How Can I Choose an Explainer? An Application-grounded Evaluation of Post-hoc Explanations
ACM Conference on Fairness, Accountability, and Transparency (FAccT 2021), 2021

Abstract
There have been several research works proposing new Explainable AI (XAI) methods designed to generate model explanations having specific properties, or desiderata, such as fidelity, robustness, or human-interpretability. However, explanations are seldom evaluated based on their true practical impact on decision-making tasks. Without that assessment, explanations might be chosen that, in fact, hurt the overall performance of the combined system of ML model + end-users. This study aims to bridge this gap by proposing XAI Test, an application-grounded evaluation methodology tailored to isolate the impact of providing the end-user with different levels of information.
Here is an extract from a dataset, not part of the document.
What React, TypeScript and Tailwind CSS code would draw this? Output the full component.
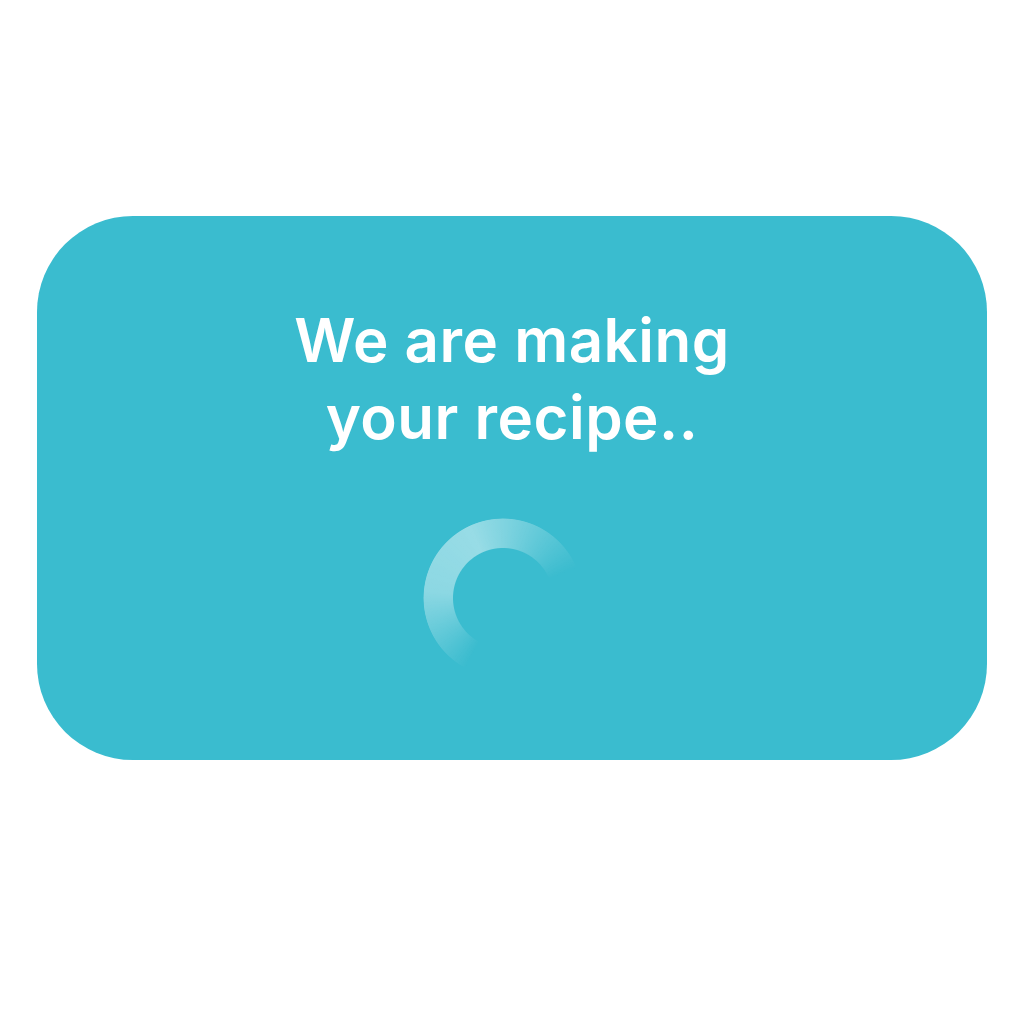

We conducted an experiment following XAI Test to evaluate three popular post-hoc explanation methods -- LIME, SHAP, and TreeInterpreter -- on a real-world fraud detection use case, with real data, a deployed ML model, and fraud analysts as subjects. Our results show that showing Data Only results in the highest decision accuracy and the slowest decision time among all variants tested. All three explainers improve accuracy over Data + Model Score but LIME was the least preferred by users, probably due to its substantially lower variability of explanations from case to case.